* **The task**: Filter this data down to the lines that hold "React", and copy them.

* **Collected material**:

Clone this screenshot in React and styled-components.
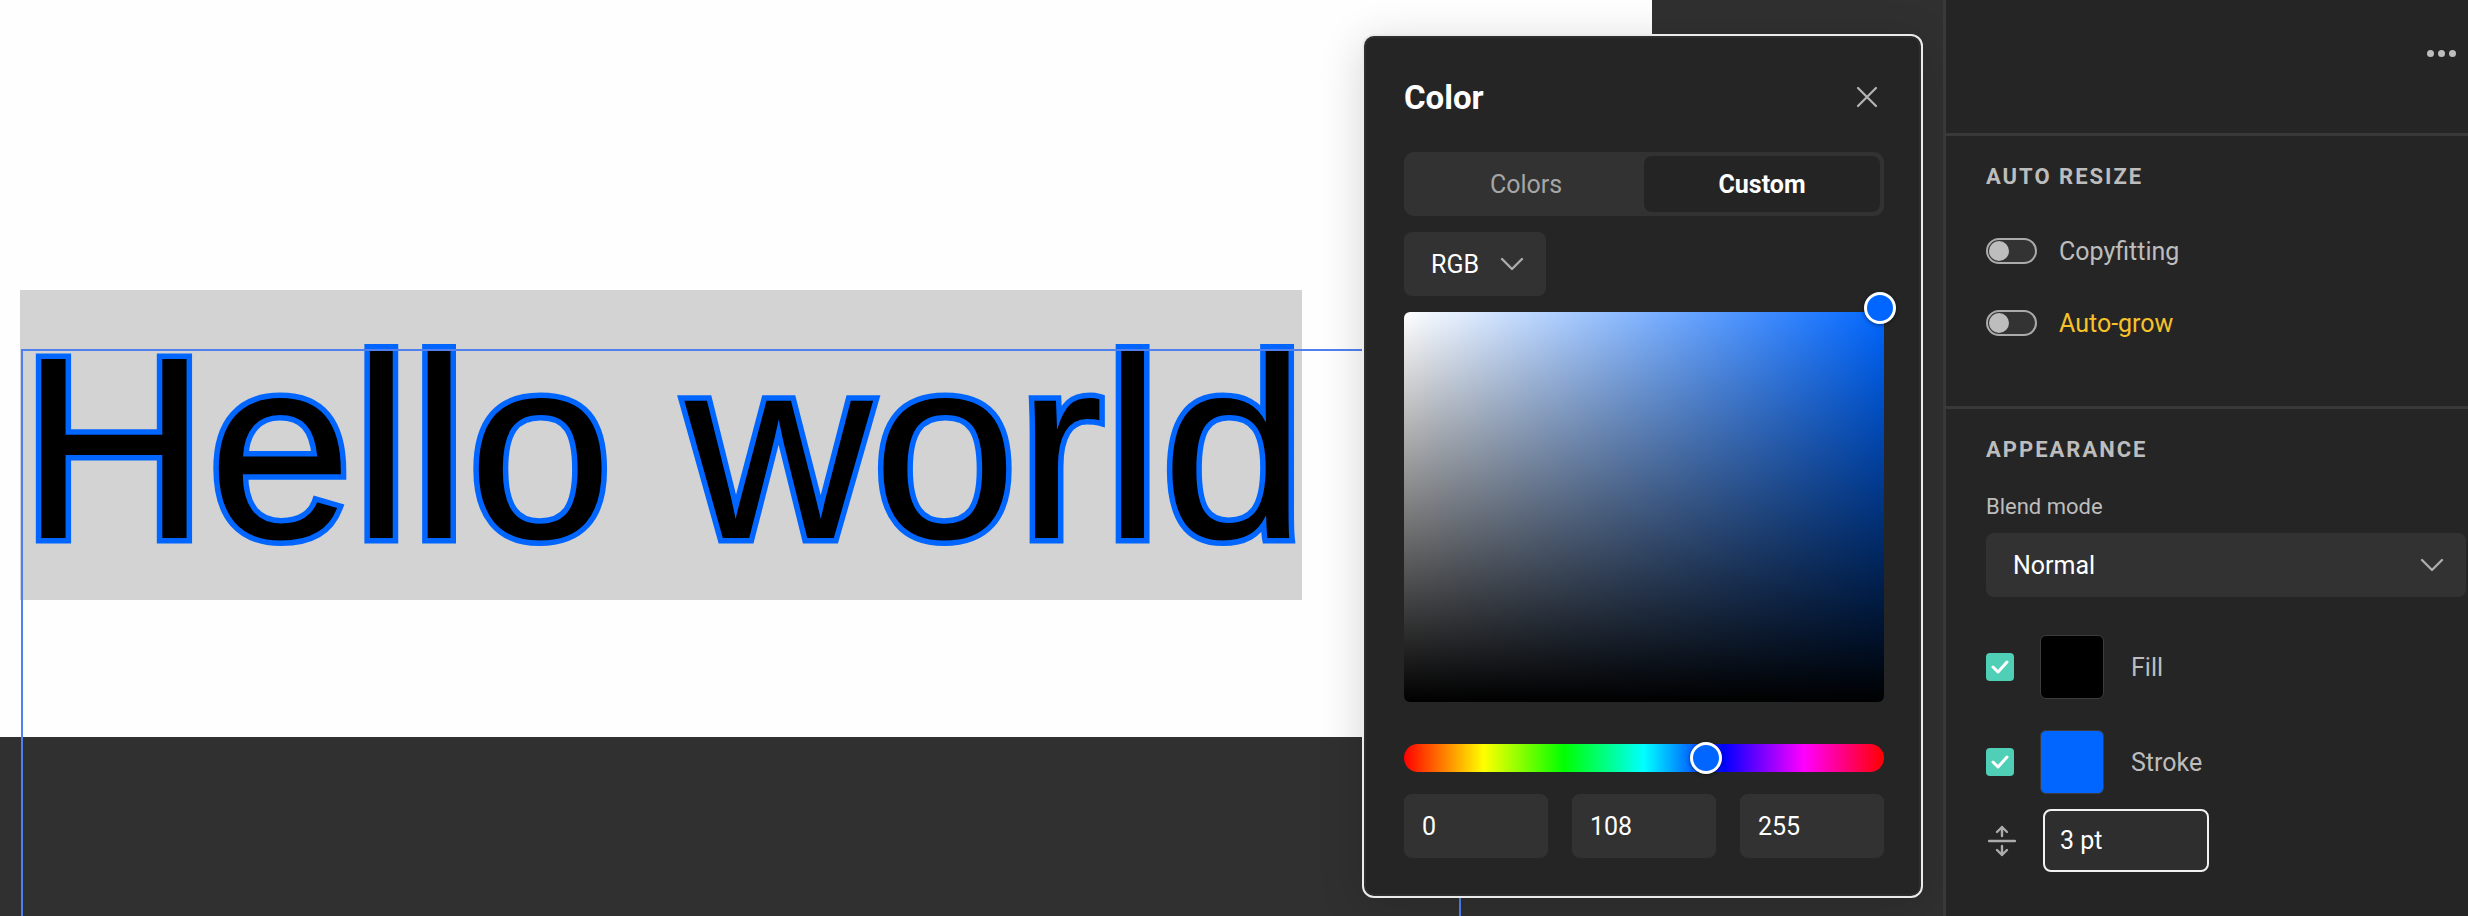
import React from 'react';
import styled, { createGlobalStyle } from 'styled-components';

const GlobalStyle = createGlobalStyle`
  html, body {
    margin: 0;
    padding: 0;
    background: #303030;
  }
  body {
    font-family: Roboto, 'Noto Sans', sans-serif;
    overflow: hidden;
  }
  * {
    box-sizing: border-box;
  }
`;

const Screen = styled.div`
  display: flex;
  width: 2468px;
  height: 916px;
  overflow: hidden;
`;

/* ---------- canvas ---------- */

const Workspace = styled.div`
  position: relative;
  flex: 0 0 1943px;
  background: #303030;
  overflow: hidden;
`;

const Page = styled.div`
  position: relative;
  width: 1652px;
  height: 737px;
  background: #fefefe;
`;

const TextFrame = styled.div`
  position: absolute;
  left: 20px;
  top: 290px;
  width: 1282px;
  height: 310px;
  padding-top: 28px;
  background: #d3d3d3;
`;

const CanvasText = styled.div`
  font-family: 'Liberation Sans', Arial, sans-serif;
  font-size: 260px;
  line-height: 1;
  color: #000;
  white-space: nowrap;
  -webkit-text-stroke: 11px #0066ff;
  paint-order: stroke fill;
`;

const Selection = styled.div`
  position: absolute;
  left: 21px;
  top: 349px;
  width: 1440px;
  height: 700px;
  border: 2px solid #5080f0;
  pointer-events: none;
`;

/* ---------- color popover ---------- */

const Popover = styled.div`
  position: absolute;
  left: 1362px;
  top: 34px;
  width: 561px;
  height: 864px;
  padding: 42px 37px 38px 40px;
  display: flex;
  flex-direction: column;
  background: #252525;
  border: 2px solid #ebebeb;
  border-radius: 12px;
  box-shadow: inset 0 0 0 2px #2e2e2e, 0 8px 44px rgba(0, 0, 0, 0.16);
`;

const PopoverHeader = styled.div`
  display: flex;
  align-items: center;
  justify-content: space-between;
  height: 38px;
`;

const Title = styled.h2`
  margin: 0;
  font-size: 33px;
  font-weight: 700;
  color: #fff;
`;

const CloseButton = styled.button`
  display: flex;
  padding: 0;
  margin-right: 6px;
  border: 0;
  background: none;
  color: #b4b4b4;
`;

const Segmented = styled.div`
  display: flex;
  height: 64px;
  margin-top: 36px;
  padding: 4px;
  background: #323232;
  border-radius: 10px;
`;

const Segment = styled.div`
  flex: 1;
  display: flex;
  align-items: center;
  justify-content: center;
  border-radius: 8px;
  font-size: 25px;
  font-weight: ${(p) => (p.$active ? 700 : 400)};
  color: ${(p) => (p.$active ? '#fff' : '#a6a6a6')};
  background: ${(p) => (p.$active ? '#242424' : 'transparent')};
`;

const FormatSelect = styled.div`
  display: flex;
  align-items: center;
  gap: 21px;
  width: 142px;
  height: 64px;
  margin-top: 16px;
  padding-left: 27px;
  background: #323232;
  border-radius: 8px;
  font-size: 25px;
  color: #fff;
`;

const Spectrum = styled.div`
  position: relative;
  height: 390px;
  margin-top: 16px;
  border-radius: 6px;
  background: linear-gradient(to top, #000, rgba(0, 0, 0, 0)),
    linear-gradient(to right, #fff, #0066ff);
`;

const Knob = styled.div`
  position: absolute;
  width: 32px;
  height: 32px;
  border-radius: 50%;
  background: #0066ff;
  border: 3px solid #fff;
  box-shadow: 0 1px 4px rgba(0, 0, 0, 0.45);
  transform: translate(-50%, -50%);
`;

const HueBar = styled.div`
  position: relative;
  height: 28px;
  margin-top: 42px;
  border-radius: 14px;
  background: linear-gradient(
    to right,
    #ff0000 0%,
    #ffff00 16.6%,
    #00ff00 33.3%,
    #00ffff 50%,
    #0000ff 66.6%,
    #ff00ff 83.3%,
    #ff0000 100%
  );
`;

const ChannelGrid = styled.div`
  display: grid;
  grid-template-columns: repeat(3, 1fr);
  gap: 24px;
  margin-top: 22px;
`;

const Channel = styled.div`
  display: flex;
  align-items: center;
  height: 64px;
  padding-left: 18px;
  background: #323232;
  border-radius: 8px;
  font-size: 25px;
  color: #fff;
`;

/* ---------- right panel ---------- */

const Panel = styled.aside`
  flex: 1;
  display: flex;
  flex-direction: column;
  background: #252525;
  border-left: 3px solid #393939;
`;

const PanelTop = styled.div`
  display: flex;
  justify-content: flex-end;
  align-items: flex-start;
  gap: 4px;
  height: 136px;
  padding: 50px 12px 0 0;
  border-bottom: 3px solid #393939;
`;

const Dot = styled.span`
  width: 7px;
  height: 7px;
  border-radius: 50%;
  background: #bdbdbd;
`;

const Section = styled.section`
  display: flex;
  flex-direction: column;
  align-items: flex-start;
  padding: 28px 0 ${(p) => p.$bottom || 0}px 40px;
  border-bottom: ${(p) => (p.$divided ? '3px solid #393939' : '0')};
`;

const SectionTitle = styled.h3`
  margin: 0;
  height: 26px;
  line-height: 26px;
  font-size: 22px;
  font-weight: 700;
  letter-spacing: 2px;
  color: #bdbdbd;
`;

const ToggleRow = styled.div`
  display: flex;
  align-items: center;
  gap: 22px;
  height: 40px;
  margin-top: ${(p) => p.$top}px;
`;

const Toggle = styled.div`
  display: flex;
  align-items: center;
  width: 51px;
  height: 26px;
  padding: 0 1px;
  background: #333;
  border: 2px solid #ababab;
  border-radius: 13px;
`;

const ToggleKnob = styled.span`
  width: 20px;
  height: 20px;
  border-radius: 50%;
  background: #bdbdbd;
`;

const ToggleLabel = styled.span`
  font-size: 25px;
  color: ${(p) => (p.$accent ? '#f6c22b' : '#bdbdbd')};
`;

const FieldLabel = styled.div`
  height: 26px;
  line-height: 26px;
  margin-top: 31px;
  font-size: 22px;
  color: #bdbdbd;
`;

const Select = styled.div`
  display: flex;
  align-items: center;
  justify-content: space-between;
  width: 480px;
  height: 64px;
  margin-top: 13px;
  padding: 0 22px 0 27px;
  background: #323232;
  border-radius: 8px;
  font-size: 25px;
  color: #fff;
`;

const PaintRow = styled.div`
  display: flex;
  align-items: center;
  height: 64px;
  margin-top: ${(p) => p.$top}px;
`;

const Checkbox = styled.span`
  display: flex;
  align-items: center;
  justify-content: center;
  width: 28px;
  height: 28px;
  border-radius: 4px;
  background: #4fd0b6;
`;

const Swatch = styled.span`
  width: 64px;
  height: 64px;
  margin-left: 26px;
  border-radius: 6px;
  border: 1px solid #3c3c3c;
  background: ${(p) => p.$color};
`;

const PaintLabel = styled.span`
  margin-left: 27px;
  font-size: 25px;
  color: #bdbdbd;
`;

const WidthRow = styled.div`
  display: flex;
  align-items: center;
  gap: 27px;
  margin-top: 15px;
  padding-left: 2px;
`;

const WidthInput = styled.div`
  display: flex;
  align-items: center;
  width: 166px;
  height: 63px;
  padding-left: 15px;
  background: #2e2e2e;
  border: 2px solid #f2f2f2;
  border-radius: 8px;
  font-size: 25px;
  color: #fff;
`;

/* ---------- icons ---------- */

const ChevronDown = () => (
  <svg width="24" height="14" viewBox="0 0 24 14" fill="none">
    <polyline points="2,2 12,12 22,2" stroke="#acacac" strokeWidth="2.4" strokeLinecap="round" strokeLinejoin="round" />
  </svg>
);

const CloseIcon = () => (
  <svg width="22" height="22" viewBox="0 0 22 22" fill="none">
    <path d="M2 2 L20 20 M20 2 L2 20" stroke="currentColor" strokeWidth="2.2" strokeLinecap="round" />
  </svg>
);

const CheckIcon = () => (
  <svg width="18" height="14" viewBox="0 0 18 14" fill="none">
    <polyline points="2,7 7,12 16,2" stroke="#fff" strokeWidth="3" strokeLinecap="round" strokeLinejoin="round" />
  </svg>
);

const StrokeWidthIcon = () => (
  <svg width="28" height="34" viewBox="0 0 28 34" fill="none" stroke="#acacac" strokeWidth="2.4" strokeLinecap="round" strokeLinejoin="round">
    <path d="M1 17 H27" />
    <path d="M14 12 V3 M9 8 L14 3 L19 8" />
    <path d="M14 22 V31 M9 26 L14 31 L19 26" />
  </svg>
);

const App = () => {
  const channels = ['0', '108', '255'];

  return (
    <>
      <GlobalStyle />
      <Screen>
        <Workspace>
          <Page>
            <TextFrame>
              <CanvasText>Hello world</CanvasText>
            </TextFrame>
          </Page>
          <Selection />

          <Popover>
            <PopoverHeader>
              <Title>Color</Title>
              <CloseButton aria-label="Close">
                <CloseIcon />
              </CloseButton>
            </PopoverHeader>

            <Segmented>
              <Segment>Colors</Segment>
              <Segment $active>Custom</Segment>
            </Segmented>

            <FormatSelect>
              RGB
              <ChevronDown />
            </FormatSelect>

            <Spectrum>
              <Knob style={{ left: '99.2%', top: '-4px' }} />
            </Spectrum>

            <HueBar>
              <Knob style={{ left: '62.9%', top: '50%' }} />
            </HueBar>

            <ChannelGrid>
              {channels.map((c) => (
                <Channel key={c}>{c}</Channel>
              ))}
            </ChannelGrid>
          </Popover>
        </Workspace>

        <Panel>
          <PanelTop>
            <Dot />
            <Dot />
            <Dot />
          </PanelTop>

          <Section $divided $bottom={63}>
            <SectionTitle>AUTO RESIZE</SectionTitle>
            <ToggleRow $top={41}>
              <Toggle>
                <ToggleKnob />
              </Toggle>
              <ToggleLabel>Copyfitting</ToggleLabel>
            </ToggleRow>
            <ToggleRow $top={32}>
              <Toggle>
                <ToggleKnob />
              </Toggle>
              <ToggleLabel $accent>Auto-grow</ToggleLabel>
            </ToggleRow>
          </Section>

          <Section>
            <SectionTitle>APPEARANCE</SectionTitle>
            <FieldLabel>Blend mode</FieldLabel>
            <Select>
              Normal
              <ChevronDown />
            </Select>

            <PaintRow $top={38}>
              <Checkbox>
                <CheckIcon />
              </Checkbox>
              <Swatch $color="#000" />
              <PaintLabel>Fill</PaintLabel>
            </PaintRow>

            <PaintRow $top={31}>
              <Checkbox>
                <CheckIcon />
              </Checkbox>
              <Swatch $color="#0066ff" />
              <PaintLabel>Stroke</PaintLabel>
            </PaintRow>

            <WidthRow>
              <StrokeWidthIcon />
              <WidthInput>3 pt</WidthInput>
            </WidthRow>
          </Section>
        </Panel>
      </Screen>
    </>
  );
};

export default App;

* **Correct answer**:
Clone this screenshot in React and styled-components.
import React from 'react';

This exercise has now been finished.